Scripting the TC SmartMaps data is progressing and raising questions about how this will work in practice, and how to generalize this approach for other clients.

Currently, data is downloaded from the source directly by our python scripts to a temporary folder, or processed by Lawrence and placed in a network folder. Scripts are run from our workstations, and no scheduling is in place.

Data conventions

Data should be made available to us, or converted to the following format:

  • Data format

    • A zip file containing one FGDB, which contains one feature class and at most one table

  • Naming convention

    • All names match zip

    • No dash or slash characters

Client responsibility

If the client is authoring or collecting new data then it should be maintaining that data directly through an application, or by connecting ArcGIS Pro to the EGIS platform. As part of our onboarding process we'll need to determine and facilitate this data maintenance.

If the client simply requires up-to-date 3rd party data, then we'll work through the eBIDA data onboarding process reference?. If there are existing ETLs we'll work with the client to either take responsibility for these ETLs, or provide a method to output to EGIS in a similar manner to the TC SmartMaps process.

Where does source data sit?

If we're to run our scripts from the cloud then we'll need to access the source data in the cloud.

  • Data could be loaded into blob storage

    • FME has an AzureBlobUpload , so Lawrence or other clients could write blobs directly

  • Can we use the EGIS platform as our source data store?

    • Research would be required to work out a clean approach

    • Has an API, authentication, and some FME support

Jon notes that a storage account per client could be useful for breaking down billing. I'd add that once that data is uploaded to EGIS that it's all in one place.

Blob storage will require our data maintainers have azure accounts and write access to their blobs.

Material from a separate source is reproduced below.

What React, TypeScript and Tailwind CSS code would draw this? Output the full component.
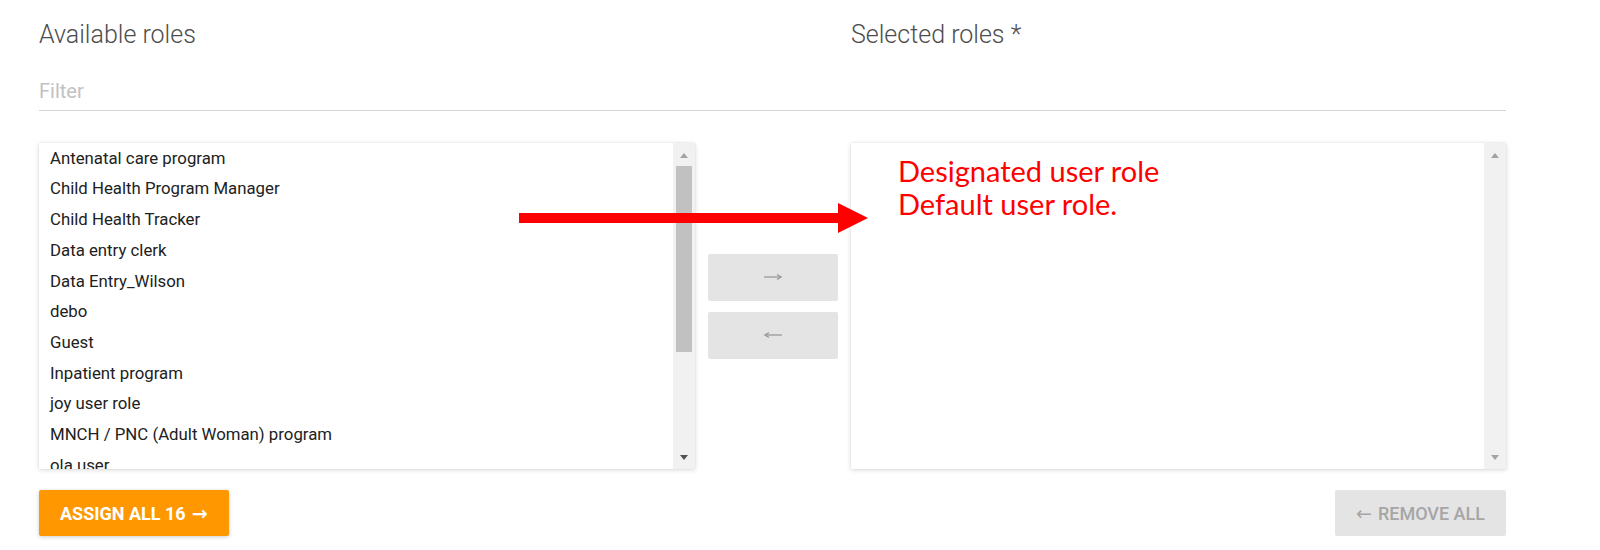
import type { ReactNode } from 'react'

const roles = [
  'Antenatal care program',
  'Child Health Program Manager',
  'Child Health Tracker',
  'Data entry clerk',
  'Data Entry_Wilson',
  'debo',
  'Guest',
  'Inpatient program',
  'joy user role',
  'MNCH / PNC (Adult Woman) program',
  'ola user',
]

function Scrollbar({ thumb, downDark }: { thumb?: boolean; downDark?: boolean }) {
  return (
    <div className="w-[22px] h-full bg-[#f1f1f1] flex flex-col shrink-0">
      <div className="h-[23px] pt-[1px] flex items-center justify-center">
        <div className="w-0 h-0 border-x-[4.5px] border-x-transparent border-b-[5px] border-b-[#a3a3a3]" />
      </div>
      <div className="flex-1 px-[3px]">
        {thumb && <div className="h-[186px] bg-[#c1c1c1]" />}
      </div>
      <div className="h-[22px] pb-[2px] flex items-center justify-center">
        <div
          className={
            downDark
              ? 'w-0 h-0 border-x-[4.5px] border-x-transparent border-t-[5px] border-t-[#505050]'
              : 'w-0 h-0 border-x-[4.5px] border-x-transparent border-t-[5px] border-t-[#a3a3a3]'
          }
        />
      </div>
    </div>
  )
}

function Box({ children, thumb, downDark }: { children?: ReactNode; thumb?: boolean; downDark?: boolean }) {
  return (
    <div className="h-[326px] bg-white flex shadow-[0_1px_5px_rgba(0,0,0,0.14),0_0_2px_rgba(0,0,0,0.08)] overflow-hidden">
      <div className="flex-1 min-w-0 overflow-hidden">{children}</div>
      <Scrollbar thumb={thumb} downDark={downDark} />
    </div>
  )
}

function LineArrow({ left }: { left?: boolean }) {
  return (
    <svg width="18" height="8" viewBox="0 0 18 8" className={left ? 'rotate-180' : ''}>
      <line x1="0" y1="4" x2="16" y2="4" stroke="#9a9a9a" strokeWidth="1.3" />
      <polyline points="13,1.5 17,4 13,6.5" fill="none" stroke="#9a9a9a" strokeWidth="1.3" />
    </svg>
  )
}

export default function App() {
  return (
    <div className="relative w-[1600px] h-[550px] bg-white pt-[21px] pl-[39px] font-['Roboto',sans-serif]">
      <div className="grid grid-cols-[656px_156px_655px] h-[28px] text-[25px] leading-[28px] font-light text-[#4d4d4d]">
        <div>Available roles</div>
        <div />
        <div>Selected roles *</div>
      </div>

      <div className="mt-[30px] w-[1467px] pb-[7px] border-b border-[#d4d4d4]">
        <div className="h-[24px] text-[20px] leading-[24px] text-[#c2c2c2]">Filter</div>
      </div>

      <div className="mt-[32px] grid grid-cols-[656px_156px_655px]">
        <Box thumb downDark>
          {roles.map((r) => (
            <div key={r} className="h-[30.7px] pl-[11px] flex items-center text-[16.8px] text-[#212121] whitespace-nowrap">
              {r}
            </div>
          ))}
        </Box>

        <div className="flex flex-col items-center justify-center gap-[11px]">
          <button className="w-[130px] h-[47px] rounded-[2px] bg-[#e4e4e4] flex items-center justify-center">
            <LineArrow />
          </button>
          <button className="w-[130px] h-[47px] rounded-[2px] bg-[#e4e4e4] flex items-center justify-center">
            <LineArrow left />
          </button>
        </div>

        <Box>
          <div className="pl-[47px] pt-[11px] font-['Lato',sans-serif] text-[29px] leading-[33px] text-[#ff0000]">
            <div>Designated user role</div>
            <div>Default user role.</div>
          </div>
        </Box>
      </div>

      <div className="mt-[21px] w-[1467px] flex justify-between">
        <button className="h-[46px] px-[21px] rounded-[2px] bg-[#ff9800] text-white text-[18px] font-bold shadow-[0_1px_4px_rgba(0,0,0,0.2)] flex items-center">
          ASSIGN ALL 16
          <span className="ml-[6px] font-['DejaVu_Sans',sans-serif] text-[19px] leading-none">→</span>
        </button>
        <button className="h-[46px] px-[21px] rounded-[2px] bg-[#e4e4e4] text-[#a6a6a6] text-[18px] font-medium flex items-center">
          <span className="mr-[6px] font-['DejaVu_Sans',sans-serif] text-[19px] leading-none">←</span>
          REMOVE ALL
        </button>
      </div>

      <svg className="absolute left-[519px] top-[203px]" width="350" height="30" viewBox="0 0 350 30">
        <rect x="0" y="10" width="320" height="10" fill="#ff0000" />
        <polygon points="319,0 349,15 319,30" fill="#ff0000" />
      </svg>
    </div>
  )
}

The overhead here decreased as TC moves towards joining the cloud and on-prem networks.

Where are scripts run?

Python scripts could from one of our GIS Servers. See Task 2049 Investigate running automation scripts on ArcGIS Server

Based on a cloud-first adoption strategy reference?, we should consider running our maintenance scripts using Azure Functions. We would need to confirm if ArcPy can be used in that context. I don't believe that it can. We would then need to research if we can push enough of the business rule pre-processing to FME to remove our ArcPy dependency.

We could consider FME server to ensure that pre-processing could be run through services and would be available programmatically at any time.

When are scripts run?

We will need to trigger these updates. This could be done through scheduled task, or via an event trigger. We're already checking for metadata freshness by comparing to the online metadata where available.

One possible workflow could look like:

  • Check metadata for updates nightly

  • if data is stale attempt to refresh

  • if can't refresh then contact maintainer

Research topics

  • Can we run ArcPy from Azure Functions

  • Can we use FME and remove the ArcPy dependency from our Python scripts?

  • Does FME server make sense in our workflow?

  • Determine data freshness based on our metadata vs live metadata

  • Determine how to remove deprecated data